3. The support of vulnerable newcomers is regulated in the Basic Welfare Support Act (Grundversorgungsgesetz GVG-B 2005). The dispersal of asylum seekers over the territory and the financing is regulated in the Basic Welfare Support Agreement (Grundversorgungsvereinbarung GVV Artikel 15a B-VG). A critical analysis of the adoption and implementation of minimum reception standards, laid down in the EU Directive 2003/9/EC, was presented by Rosenberger & König (Citation2012).

4. Until July 2015 asylum seekers were obliged to present themselves, respectively, assigned to one of the two federal centres for initial reception (Traiskirchen or Thalham); since then the admission procedure takes place in seven federal distribution centres (‘Verteilerquartiere’).

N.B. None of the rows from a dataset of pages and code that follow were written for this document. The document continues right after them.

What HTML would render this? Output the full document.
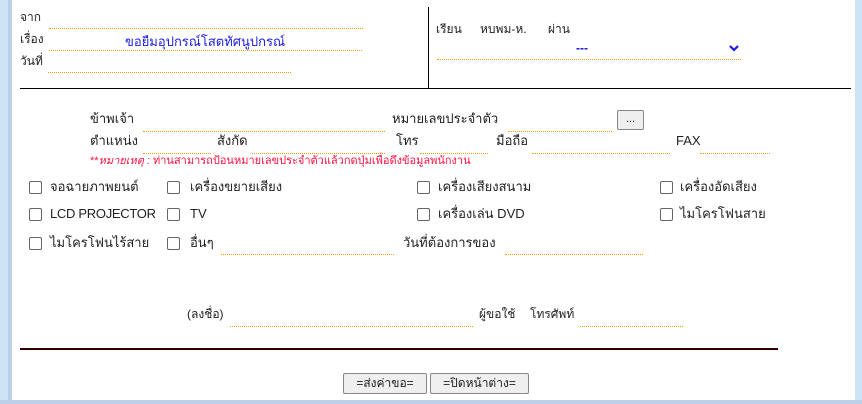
<!DOCTYPE html>
<html><head><meta charset="utf-8"><style>
body{margin:0;width:862px;height:404px;background:#cfe3f7;position:relative;overflow:hidden;font-family:"Liberation Sans",sans-serif;font-size:13px;color:#222}
#p{position:absolute;left:12px;top:0;width:843px;height:400px;background:#fff}
#lb{position:absolute;left:8px;top:0;width:4px;height:404px;background:#b9d0e8}
#bb{position:absolute;left:0;top:400px;width:862px;height:4px;background:#b9d0e8}
.t{position:absolute;white-space:nowrap;line-height:16px}
.d{position:absolute;border-top:1px dotted #f0a000;height:0}
.cb{position:absolute;width:11px;height:11px;border:1px solid #666;border-radius:2px;background:#fff}
.btn{position:absolute;border:1px solid #888;background:#efefef;font-size:12px;text-align:center;line-height:18px;border-radius:2px}
</style></head><body>
<div id="p"></div><div id="lb"></div><div id="bb"></div>
<div class="t" style="left:20px;top:9px;font-size:12px">จาก</div>
<div class="t" style="left:20px;top:31px;font-size:12px">เรื่อง</div>
<div class="t" style="left:20px;top:53px;font-size:12px">วันที่</div>
<div class="d" style="left:49px;top:28px;width:314px"></div>
<div class="d" style="left:49px;top:50px;width:313px"></div>
<div class="d" style="left:48px;top:72px;width:243px"></div>
<div class="t" style="left:125px;top:34px;color:#2020e0;font-size:13px">ขอยืมอุปกรณ์โสตทัศนูปกรณ์</div>
<div style="position:absolute;left:428px;top:7px;width:1px;height:82px;background:#000"></div>
<div style="position:absolute;left:20px;top:88px;width:831px;height:1px;background:#000"></div>
<div class="t" style="left:436px;top:21px;font-size:12px">เรียน</div>
<div class="t" style="left:480px;top:21px;font-size:12px">หบพม-ห.</div>
<div class="t" style="left:548px;top:21px;font-size:12px">ผ่าน</div>
<div class="t" style="left:576px;top:40px;color:#1010d0;font-size:12px;font-weight:bold">---</div>
<svg style="position:absolute;left:729px;top:44px" width="10" height="8"><path d="M1 2 L5 6 L9 2" stroke="#1a1ae0" stroke-width="2.2" fill="none"/></svg>
<div class="d" style="left:437px;top:59px;width:304px"></div>
<div class="t" style="left:90px;top:111px">ข้าพเจ้า</div>
<div class="d" style="left:143px;top:131px;width:242px"></div>
<div class="t" style="left:392px;top:111px">หมายเลขประจำตัว</div>
<div class="d" style="left:508px;top:131px;width:104px"></div>
<div class="btn" style="left:617px;top:110px;width:25px;height:18px;line-height:16px;font-size:11px">...</div>
<div class="t" style="left:90px;top:133px">ตำแหน่ง</div>
<div class="d" style="left:143px;top:153px;width:68px"></div>
<div class="t" style="left:217px;top:133px">สังกัด</div>
<div class="d" style="left:252px;top:153px;width:133px"></div>
<div class="t" style="left:396px;top:133px">โทร</div>
<div class="d" style="left:420px;top:153px;width:68px"></div>
<div class="t" style="left:496px;top:133px">มือถือ</div>
<div class="d" style="left:532px;top:153px;width:138px"></div>
<div class="t" style="left:676px;top:133px">FAX</div>
<div class="d" style="left:700px;top:153px;width:70px"></div>
<div class="t" style="left:90px;top:153px;color:#ff1040;font-size:11px">**<i>หมายเหตุ :</i> ท่านสามารถป้อนหมายเลขประจำตัวแล้วกดปุ่มเพื่อดึงข้อมูลพนักงาน</div>
<div class="cb" style="left:29px;top:181px"></div><div class="t" style="left:50px;top:179px">จอฉายภาพยนต์</div>
<div class="cb" style="left:167px;top:181px"></div><div class="t" style="left:190px;top:179px">เครื่องขยายเสียง</div>
<div class="cb" style="left:417px;top:181px"></div><div class="t" style="left:438px;top:179px">เครื่องเสียงสนาม</div>
<div class="cb" style="left:660px;top:181px"></div><div class="t" style="left:680px;top:179px">เครื่องอัดเสียง</div>
<div class="cb" style="left:29px;top:208px"></div><div class="t" style="left:50px;top:206px;letter-spacing:-0.3px">LCD PROJECTOR</div>
<div class="cb" style="left:167px;top:208px"></div><div class="t" style="left:190px;top:206px">TV</div>
<div class="cb" style="left:417px;top:208px"></div><div class="t" style="left:438px;top:206px">เครื่องเล่น DVD</div>
<div class="cb" style="left:660px;top:208px"></div><div class="t" style="left:680px;top:206px">ไมโครโฟนสาย</div>
<div class="cb" style="left:29px;top:237px"></div><div class="t" style="left:50px;top:235px">ไมโครโฟนไร้สาย</div>
<div class="cb" style="left:167px;top:237px"></div><div class="t" style="left:190px;top:235px">อื่นๆ</div>
<div class="d" style="left:221px;top:254px;width:173px"></div>
<div class="t" style="left:403px;top:235px">วันที่ต้องการของ</div>
<div class="d" style="left:505px;top:254px;width:138px"></div>
<div class="t" style="left:187px;top:306px;font-size:12px">(ลงชื่อ)</div>
<div class="d" style="left:230px;top:326px;width:243px"></div>
<div class="t" style="left:479px;top:306px;font-size:12px">ผู้ขอใช้</div>
<div class="t" style="left:530px;top:306px;font-size:12px">โทรศัพท์</div>
<div class="d" style="left:580px;top:326px;width:103px"></div>
<div style="position:absolute;left:20px;top:348px;width:758px;height:2px;background:#330000"></div>
<div class="btn" style="left:343px;top:373px;width:82px;height:19px">=ส่งค่าขอ=</div>
<div class="btn" style="left:430px;top:373px;width:97px;height:19px">=ปิดหน้าต่าง=</div>
</body></html>
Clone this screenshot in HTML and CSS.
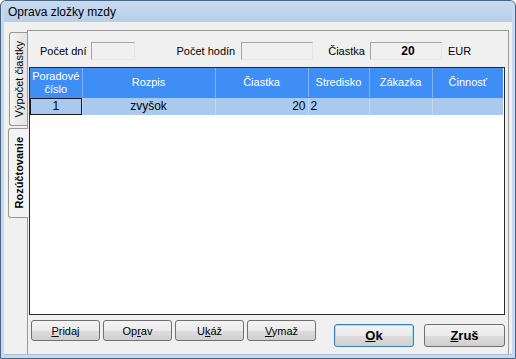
FILE: index.html
```html
<!DOCTYPE html>
<html lang="sk">
<head>
    <meta charset="UTF-8">
    <title>Oprava zložky mzdy</title>
    <link rel="stylesheet" href="styles.css">
</head>
<body>
    <div class="window">
        <div class="titlebar">Oprava zložky mzdy</div>
        <div class="client">
            <div class="tabs">
                <div class="tab"><span>Výpočet čiastky</span></div>
                <div class="tab active"><span>Rozúčtovanie</span></div>
            </div>
            <div class="panel">
                <div class="fields">
                    <label>Počet dní</label>
                    <div class="field f-dni"></div>
                    <label class="l-hod">Počet hodín</label>
                    <div class="field f-hod"></div>
                    <label class="l-ciastka">Čiastka</label>
                    <div class="field f-ciastka">20</div>
                    <label class="l-eur">EUR</label>
                </div>

                <div class="grid">
                    <table>
                        <colgroup>
                            <col style="width:52px">
                            <col style="width:133px">
                            <col style="width:93px">
                            <col style="width:61px">
                            <col style="width:63px">
                            <col style="width:71px">
                        </colgroup>
                        <thead>
                            <tr>
                                <th>Poradové<br>číslo</th>
                                <th>Rozpis</th>
                                <th>Čiastka</th>
                                <th>Stredisko</th>
                                <th>Zákazka</th>
                                <th>Činnosť</th>
                            </tr>
                        </thead>
                        <tbody>
                            <tr class="selected">
                                <td class="focus">1</td>
                                <td class="center">zvyšok</td>
                                <td class="num">20</td>
                                <td>2</td>
                                <td></td>
                                <td></td>
                            </tr>
                        </tbody>
                    </table>
                </div>

                <div class="actions">
                    <div class="small-buttons">
                        <button class="btn"><u>P</u>ridaj</button>
                        <button class="btn">Op<u>r</u>av</button>
                        <button class="btn">U<u>k</u>áž</button>
                        <button class="btn"><u>V</u>ymaž</button>
                    </div>
                    <div class="main-buttons">
                        <button class="btn big default"><u>O</u>k</button>
                        <button class="btn big"><u>Z</u>ruš</button>
                    </div>
                </div>
            </div>
        </div>
    </div>
</body>
</html>
```

FILE: styles.css
```css
body {
    margin: 0;
    font-family: 'Liberation Sans', Arial, sans-serif;
    font-size: 11px;
    color: #000;
    background: #fff;
}
.window {
    width: 516px;
    height: 359px;
    box-sizing: border-box;
    border: 1px solid #4a6584;
    border-radius: 6px 6px 0 0;
    background: #c6d9ee;
    padding: 0 3px 3px 3px;
    display: flex;
    flex-direction: column;
    overflow: hidden;
}
.titlebar {
    height: 21px;
    line-height: 22px;
    padding-left: 4px;
    font-size: 12px;
    background: linear-gradient(#c8dbf0, #b7cde7);
    flex-shrink: 0;
}
.client {
    flex: 1;
    display: flex;
    background: #f0f0f0;
    padding-top: 8px;
    border-bottom: 1px solid #a9bdd3;
}
.tabs {
    width: 23px;
    display: flex;
    flex-direction: column;
    align-items: flex-end;
    padding-top: 2px;
}
.tab {
    width: 17px;
    height: 92px;
    border: 1px solid #979797;
    border-right: none;
    border-radius: 3px 0 0 3px;
    background: linear-gradient(90deg, #f4f4f4, #e3e3e3);
    display: flex;
    align-items: center;
    justify-content: center;
}
.tab span {
    writing-mode: vertical-rl;
    transform: rotate(180deg);
    white-space: nowrap;
}
.tab.active {
    width: 19px;
    height: 88px;
    margin-top: 2px;
    margin-right: -1px;
    background: #f4f4f4;
    position: relative;
    z-index: 1;
    font-weight: bold;
}
.panel {
    flex: 1;
    margin-right: 3px;
    border: 1px solid #9a9a9a;
    border-bottom: none;
    background: #f0f0f0;
    padding: 11px 0 0 1px;
    display: flex;
    flex-direction: column;
}
.fields {
    display: flex;
    align-items: center;
    height: 18px;
    padding-left: 11px;
}
.field {
    height: 18px;
    box-sizing: border-box;
    border: 1px solid #a5a5a5;
    border-right-color: #e6e6e6;
    border-bottom-color: #e6e6e6;
    background: #f0f0f0;
}
.fields label {
    margin-right: 5px;
}
.f-dni { width: 44px; margin-right: 41px; }
.f-hod { width: 72px; margin-right: 15px; }
.l-hod { margin-right: 6px !important; }
.f-ciastka {
    width: 72px;
    margin-right: 6px;
    font-weight: bold;
    font-size: 12px;
    text-align: center;
    line-height: 16px;
    padding-left: 4px;
}
.grid {
    margin-top: 7px;
    width: 476px;
    height: 248px;
    box-sizing: border-box;
    border: 1px solid #2a2a2a;
    background: #fff;
}
table {
    border-collapse: collapse;
    table-layout: fixed;
    width: 473px;
}
th {
    height: 29px;
    padding: 0;
    background: #3f8ef5;
    color: #fff;
    font-weight: normal;
    line-height: 13px;
    border-right: 1px solid #80b3f7;
    border-bottom: 1px solid #3f8ef5;
}
th:last-child { border-right: none; }
td {
    height: 16px;
    padding: 0 2px;
    background: #a9c9ef;
    border-right: 1px solid #c2d8f2;
    border-bottom: 1px solid #a9c9ef;
    font-size: 12px;
}
td:last-child { border-right: none; }
td.focus {
    text-align: center;
    outline: 1px solid #1a1a1a;
    outline-offset: -1px;
}
td.center { text-align: center; }
td.num { text-align: right; }
.actions {
    display: flex;
    padding-left: 2px;
    margin-top: 5px;
}
.small-buttons {
    display: flex;
    gap: 3px;
}
.btn {
    width: 69px;
    height: 21px;
    margin: 0;
    padding: 0;
    box-sizing: border-box;
    font-family: 'Liberation Sans', Arial, sans-serif;
    font-size: 11px;
    color: #000;
    border: 1px solid #707070;
    border-radius: 3px;
    background: linear-gradient(#f3f3f3 0%, #ebebeb 50%, #dddddd 51%, #cfcfcf 100%);
}
.main-buttons {
    display: flex;
    gap: 10px;
    margin-left: 18px;
    margin-top: 4px;
}
.btn.big {
    width: 81px;
    height: 23px;
    font-size: 13px;
    font-weight: bold;
}
.btn.default {
    width: 80px;
    border-color: #3c7fb1;
    box-shadow: inset 0 0 0 1px #9ee0f8;
}
```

5. Welfare benefits depend on the type of accommodation and the provisions of the specific laws of the Länder. In Vienna, the financial support for organized accommodation amounted to 570 Euros per person and month in 2016 (19 Euros per day for the facility operator if full board is provided; in the case of self-catering asylum seekers get 5 Euro thereof). For individual accommodation significantly less money is provided, a single person received only 320 Euro (120 Euro rent subsidy and 200 Euro meal allowance) in 2016.

6. In Vienna support for couples amounts to 628 Euros per person, 419 Euros for adult children, 226 Euros for minor children; see website of the City of Vienna: https://www.wien.gv.at/gesundheit/leistungen/mindestsicherung/mindeststandards.html [15 June 2017].

7. The new allocation system allows applicants to move forward in the waiting list for three months per five years of residence in Vienna (up to nine months for a maximum period of 15 years). This change, which in public discourse is termed as ‘home advantage for Viennese’, can be seen as a soft version of welfare chauvinism, i.e. a politics, which wishes to reserve welfare-state services for locals and those who have paid into the national social insurance system for a certain period of time. As in the first year after introduction, 69% of the applicants have received the maximum bonus of nine months (Der Standard, 14 July 2016), structural disadvantage for recognized refugees can be assumed.

8. The collected visual data include photographs of respondents’ present homes and city maps showing interviewees’ residential stations and whereabouts in Vienna.

9. According to statistics published by the Ministry of the Interior 388 resettlement refugees were admitted in 2014 and 758 in 2015 – that corresponds to about one per cent of the total of asylum claims in Austria. As application for international protection in Austria can only be made on national territory, government assisted refugees also have to visit the reception centre but are not transferred to organized accommodation. Having received asylum status within a few days, they are directly accommodated in the sector of ‘very social housing’.

10. Prekarium is a contractual basis for using a flat or a room free of charge but includes the right of withdrawal.

11. The quotations stem from own investigation, taken from the real estate website ‘Willhaben’ (15 August 2016).

12. Following the comparative overview of Flatau et al. (Citation2015), asylum seekers in these three countries experience a more difficult pathway to housing than sponsored/offshore refugees.